Information given >>
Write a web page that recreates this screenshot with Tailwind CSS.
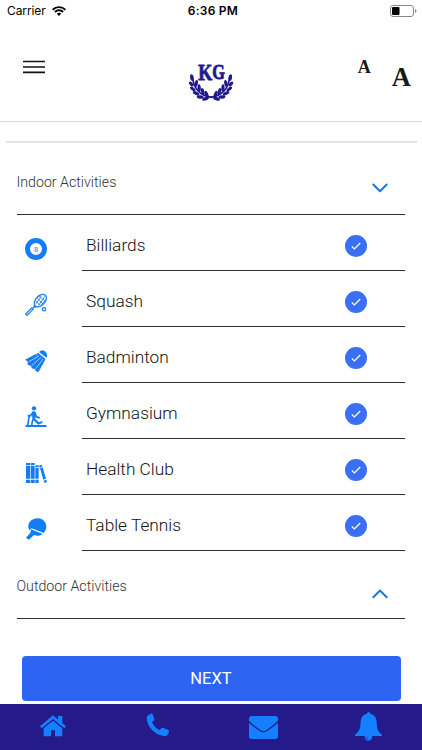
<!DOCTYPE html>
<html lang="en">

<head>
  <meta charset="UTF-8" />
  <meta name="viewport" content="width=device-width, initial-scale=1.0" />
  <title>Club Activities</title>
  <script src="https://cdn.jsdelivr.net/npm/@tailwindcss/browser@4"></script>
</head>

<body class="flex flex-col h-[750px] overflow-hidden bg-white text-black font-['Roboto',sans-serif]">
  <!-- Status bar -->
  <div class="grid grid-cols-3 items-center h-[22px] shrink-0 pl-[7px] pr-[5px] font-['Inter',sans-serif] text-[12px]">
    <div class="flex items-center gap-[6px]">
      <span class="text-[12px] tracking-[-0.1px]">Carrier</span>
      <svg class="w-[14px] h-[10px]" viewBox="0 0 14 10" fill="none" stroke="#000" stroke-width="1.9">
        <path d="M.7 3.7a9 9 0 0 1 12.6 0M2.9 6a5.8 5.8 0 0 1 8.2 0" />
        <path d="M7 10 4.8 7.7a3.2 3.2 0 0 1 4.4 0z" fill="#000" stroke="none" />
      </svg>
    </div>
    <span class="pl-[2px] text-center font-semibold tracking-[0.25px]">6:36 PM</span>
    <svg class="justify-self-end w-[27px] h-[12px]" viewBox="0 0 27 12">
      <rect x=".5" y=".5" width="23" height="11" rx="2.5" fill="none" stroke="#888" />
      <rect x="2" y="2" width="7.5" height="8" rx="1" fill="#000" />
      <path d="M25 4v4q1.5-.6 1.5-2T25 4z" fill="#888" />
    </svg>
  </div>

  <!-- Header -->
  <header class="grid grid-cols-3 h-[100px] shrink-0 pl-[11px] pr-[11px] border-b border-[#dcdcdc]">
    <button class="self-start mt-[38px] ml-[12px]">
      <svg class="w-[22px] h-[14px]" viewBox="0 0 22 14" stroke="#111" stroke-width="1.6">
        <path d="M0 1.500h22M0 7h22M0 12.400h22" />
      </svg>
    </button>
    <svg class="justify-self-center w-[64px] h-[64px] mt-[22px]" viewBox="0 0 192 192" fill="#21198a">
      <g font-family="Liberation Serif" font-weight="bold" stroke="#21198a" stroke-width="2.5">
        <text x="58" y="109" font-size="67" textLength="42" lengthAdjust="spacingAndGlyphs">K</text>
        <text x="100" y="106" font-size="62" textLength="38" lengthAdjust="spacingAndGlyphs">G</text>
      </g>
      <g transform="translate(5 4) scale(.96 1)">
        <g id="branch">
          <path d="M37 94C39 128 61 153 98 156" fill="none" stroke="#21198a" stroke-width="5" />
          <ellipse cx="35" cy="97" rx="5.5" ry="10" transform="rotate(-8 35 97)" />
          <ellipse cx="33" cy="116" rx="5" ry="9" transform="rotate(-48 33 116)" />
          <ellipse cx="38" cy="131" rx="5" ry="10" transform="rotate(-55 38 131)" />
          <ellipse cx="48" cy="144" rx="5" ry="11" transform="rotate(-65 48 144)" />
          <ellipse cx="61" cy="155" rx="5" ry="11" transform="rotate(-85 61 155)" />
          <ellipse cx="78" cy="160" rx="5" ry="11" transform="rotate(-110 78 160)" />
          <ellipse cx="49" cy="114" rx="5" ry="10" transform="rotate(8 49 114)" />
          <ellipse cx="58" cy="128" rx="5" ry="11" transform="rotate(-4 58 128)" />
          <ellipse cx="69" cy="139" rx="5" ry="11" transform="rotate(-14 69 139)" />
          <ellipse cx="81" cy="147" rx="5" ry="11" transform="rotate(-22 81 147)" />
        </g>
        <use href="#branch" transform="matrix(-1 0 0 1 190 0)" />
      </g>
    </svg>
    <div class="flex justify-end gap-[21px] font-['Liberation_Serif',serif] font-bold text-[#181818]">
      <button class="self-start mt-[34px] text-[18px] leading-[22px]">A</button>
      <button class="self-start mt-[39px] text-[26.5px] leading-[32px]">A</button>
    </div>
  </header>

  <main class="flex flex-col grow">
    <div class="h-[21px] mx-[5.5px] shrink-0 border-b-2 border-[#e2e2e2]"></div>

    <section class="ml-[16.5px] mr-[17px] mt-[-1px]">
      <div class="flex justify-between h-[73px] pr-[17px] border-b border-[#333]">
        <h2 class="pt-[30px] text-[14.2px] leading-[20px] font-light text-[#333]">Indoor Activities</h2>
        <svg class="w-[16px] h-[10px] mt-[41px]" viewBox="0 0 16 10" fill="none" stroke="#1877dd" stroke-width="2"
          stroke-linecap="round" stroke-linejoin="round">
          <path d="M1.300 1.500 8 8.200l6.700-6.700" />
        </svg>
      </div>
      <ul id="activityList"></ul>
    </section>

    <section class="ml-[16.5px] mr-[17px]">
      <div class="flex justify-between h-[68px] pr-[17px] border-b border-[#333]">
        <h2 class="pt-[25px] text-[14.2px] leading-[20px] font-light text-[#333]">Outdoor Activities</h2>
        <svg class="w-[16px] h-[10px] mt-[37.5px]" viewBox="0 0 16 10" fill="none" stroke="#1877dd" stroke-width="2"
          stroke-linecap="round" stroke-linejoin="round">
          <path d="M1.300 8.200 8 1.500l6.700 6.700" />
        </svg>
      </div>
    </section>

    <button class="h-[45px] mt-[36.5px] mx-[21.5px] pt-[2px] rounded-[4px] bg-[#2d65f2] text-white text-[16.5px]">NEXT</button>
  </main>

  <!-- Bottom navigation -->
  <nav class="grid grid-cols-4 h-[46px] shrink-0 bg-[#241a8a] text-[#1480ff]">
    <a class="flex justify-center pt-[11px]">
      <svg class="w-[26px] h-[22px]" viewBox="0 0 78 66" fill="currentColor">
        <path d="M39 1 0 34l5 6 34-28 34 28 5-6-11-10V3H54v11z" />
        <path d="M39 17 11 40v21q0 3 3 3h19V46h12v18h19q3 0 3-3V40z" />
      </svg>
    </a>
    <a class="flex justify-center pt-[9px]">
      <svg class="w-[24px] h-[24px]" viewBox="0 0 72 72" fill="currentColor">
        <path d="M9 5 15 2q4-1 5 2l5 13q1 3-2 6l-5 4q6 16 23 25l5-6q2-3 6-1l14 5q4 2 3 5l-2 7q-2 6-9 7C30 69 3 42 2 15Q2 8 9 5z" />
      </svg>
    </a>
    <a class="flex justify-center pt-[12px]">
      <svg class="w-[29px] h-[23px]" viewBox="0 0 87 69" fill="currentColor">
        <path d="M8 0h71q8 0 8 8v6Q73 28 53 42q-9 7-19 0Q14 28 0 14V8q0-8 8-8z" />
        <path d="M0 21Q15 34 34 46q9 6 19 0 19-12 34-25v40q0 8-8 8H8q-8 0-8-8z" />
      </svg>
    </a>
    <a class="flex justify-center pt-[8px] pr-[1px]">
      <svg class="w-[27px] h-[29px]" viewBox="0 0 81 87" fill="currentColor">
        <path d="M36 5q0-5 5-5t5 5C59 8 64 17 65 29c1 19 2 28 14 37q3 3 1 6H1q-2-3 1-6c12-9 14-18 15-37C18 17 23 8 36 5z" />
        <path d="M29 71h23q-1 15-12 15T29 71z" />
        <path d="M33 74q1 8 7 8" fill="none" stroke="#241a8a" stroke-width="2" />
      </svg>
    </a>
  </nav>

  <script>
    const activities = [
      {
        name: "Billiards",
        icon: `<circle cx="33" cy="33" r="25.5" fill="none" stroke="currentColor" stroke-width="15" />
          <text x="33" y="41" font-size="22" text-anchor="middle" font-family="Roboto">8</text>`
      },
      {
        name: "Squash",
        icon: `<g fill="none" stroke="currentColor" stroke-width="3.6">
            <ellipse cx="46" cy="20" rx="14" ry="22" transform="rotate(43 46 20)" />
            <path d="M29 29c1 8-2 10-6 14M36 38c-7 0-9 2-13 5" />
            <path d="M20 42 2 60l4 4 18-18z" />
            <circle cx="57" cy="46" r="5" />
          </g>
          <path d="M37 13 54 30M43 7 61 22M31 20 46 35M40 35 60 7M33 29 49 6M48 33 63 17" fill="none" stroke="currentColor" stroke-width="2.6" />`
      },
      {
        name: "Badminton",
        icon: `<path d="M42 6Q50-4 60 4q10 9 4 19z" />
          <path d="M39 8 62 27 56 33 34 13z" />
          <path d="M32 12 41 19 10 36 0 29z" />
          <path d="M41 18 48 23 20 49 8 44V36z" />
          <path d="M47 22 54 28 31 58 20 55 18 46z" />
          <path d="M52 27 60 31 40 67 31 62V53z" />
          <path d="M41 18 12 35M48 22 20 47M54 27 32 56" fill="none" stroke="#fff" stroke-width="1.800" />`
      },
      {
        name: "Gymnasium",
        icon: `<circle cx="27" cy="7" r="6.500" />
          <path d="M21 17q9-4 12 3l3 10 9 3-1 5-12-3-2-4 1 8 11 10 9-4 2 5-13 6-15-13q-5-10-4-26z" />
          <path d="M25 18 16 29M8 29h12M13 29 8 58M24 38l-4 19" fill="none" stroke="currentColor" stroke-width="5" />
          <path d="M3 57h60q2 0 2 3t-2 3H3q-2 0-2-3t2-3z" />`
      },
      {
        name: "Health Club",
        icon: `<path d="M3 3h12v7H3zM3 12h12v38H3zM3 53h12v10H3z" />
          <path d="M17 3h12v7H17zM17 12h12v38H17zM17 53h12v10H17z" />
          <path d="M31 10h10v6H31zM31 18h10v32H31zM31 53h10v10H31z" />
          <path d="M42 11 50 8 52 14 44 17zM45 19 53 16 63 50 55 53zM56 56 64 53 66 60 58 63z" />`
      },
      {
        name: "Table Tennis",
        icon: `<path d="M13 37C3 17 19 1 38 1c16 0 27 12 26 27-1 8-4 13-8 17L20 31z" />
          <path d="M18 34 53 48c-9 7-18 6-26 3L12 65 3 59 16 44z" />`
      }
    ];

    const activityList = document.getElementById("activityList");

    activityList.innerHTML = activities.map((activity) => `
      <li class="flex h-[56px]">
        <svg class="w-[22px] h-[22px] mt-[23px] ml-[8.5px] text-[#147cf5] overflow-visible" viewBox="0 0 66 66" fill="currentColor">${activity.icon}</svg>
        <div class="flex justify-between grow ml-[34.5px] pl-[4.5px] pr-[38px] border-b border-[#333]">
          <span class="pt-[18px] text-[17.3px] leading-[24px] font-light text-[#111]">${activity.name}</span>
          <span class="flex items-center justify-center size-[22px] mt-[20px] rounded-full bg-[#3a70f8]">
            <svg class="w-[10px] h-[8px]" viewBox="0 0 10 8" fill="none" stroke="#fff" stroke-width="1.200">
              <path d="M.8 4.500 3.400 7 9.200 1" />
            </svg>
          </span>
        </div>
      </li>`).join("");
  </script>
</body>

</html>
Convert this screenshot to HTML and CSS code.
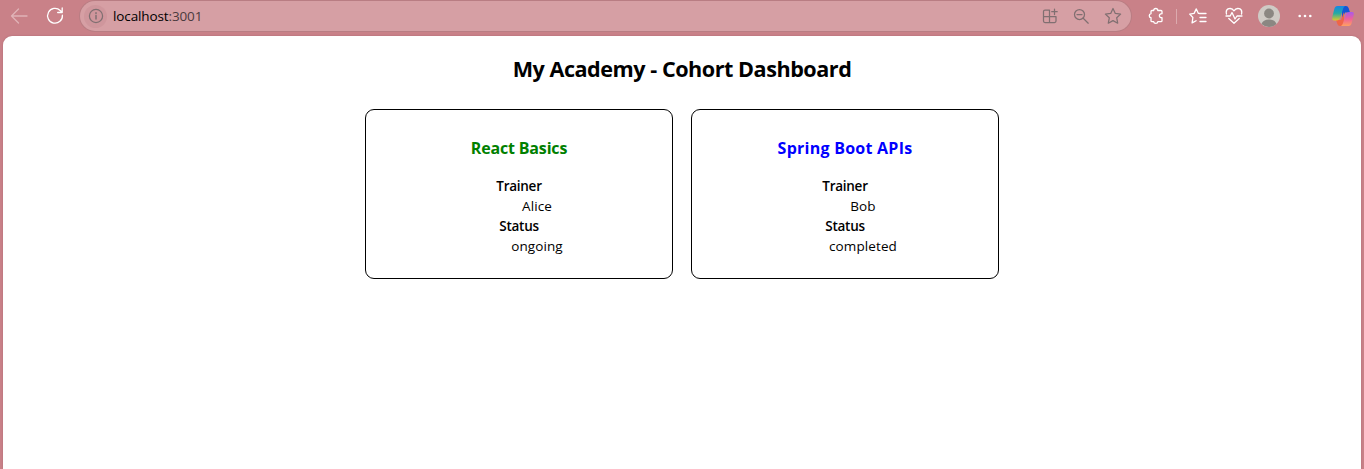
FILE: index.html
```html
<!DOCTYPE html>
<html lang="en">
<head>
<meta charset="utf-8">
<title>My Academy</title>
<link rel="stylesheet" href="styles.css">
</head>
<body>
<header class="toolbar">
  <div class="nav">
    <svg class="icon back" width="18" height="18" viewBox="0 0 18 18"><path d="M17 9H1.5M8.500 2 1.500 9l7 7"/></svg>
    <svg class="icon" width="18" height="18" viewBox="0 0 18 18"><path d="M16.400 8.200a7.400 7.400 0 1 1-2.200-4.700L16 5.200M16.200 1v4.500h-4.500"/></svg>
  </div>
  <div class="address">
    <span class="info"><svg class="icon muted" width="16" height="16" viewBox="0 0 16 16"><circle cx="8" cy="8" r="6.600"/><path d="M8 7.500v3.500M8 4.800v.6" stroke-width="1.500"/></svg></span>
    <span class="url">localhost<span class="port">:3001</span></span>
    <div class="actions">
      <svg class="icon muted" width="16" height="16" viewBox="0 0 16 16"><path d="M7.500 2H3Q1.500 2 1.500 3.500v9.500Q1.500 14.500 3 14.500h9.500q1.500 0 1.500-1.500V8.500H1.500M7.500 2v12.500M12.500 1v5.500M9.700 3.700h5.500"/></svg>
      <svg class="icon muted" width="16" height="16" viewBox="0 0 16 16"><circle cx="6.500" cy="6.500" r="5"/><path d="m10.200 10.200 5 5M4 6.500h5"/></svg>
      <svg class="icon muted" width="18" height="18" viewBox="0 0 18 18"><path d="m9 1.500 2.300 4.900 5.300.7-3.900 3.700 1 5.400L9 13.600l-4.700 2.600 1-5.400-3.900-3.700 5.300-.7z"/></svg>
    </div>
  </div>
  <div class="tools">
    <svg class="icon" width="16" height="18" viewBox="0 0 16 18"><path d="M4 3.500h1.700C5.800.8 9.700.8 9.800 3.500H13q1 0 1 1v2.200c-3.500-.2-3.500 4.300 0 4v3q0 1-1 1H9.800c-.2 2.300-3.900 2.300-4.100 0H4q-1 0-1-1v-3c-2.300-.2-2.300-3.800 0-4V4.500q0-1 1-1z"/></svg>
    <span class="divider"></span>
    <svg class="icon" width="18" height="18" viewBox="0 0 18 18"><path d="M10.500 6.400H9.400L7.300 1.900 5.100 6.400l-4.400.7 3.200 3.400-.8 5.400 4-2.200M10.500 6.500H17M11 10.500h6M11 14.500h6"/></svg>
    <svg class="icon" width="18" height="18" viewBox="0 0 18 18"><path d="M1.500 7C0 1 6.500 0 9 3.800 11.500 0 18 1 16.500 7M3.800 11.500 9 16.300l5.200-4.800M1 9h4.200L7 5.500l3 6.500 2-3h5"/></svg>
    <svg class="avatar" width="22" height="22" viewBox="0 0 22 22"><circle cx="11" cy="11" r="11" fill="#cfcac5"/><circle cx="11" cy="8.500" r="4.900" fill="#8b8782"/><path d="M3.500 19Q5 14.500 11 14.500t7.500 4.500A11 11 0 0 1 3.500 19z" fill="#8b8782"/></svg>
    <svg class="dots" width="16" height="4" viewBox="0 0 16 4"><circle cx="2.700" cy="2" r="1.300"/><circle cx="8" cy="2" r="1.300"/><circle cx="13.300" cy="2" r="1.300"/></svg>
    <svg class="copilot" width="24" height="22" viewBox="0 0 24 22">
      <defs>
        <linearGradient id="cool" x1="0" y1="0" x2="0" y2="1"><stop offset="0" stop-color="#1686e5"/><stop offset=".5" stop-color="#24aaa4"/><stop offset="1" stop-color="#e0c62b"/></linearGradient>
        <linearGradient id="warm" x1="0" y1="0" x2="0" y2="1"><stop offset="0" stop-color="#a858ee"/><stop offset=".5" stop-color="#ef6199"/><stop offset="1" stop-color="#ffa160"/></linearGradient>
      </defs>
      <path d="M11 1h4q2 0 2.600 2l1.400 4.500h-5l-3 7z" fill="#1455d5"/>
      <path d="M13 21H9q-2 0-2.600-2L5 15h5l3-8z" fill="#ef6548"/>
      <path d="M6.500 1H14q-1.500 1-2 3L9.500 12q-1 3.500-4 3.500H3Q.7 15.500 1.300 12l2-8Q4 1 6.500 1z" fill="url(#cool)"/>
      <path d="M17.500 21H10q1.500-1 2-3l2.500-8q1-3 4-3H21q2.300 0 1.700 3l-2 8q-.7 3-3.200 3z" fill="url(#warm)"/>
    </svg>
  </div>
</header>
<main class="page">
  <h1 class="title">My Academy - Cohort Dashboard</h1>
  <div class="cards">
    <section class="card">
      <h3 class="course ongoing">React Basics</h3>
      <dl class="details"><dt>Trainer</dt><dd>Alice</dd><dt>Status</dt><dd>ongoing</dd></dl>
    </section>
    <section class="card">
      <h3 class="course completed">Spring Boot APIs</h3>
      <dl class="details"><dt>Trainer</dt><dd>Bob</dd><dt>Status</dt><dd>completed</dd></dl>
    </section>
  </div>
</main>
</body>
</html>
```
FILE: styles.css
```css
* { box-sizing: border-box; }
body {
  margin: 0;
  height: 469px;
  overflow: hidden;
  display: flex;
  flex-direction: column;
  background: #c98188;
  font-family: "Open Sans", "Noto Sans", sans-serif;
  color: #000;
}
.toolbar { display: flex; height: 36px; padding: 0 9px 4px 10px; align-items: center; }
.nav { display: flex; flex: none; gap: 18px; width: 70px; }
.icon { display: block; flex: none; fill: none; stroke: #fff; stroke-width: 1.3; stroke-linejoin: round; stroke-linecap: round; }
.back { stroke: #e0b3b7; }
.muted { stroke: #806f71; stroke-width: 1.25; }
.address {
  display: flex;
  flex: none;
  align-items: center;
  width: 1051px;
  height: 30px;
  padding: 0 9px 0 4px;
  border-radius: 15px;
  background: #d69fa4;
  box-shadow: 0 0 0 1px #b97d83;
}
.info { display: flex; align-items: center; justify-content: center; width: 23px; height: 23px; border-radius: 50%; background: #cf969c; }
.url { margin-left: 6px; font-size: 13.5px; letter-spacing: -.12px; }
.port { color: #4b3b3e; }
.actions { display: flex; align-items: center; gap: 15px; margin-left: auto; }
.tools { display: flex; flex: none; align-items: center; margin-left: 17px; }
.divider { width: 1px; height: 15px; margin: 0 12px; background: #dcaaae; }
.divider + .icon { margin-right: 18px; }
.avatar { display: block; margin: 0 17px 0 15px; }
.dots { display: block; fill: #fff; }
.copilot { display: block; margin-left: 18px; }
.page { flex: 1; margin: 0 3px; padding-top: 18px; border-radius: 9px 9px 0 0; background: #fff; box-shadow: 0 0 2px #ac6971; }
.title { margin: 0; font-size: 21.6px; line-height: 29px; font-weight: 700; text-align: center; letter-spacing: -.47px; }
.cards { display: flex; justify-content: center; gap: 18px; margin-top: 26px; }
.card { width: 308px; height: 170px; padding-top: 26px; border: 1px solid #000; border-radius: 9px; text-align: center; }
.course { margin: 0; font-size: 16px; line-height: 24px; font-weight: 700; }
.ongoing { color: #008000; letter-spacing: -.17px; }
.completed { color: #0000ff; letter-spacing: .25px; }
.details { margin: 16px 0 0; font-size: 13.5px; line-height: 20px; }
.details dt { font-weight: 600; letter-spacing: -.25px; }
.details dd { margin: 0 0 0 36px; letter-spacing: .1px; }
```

Task description >>
Check the data for the word "screenshot" and pull out the lines that have it.

Output below >>
Write a web page that recreates this screenshot with Tailwind CSS.
Convert this screenshot to HTML and CSS code.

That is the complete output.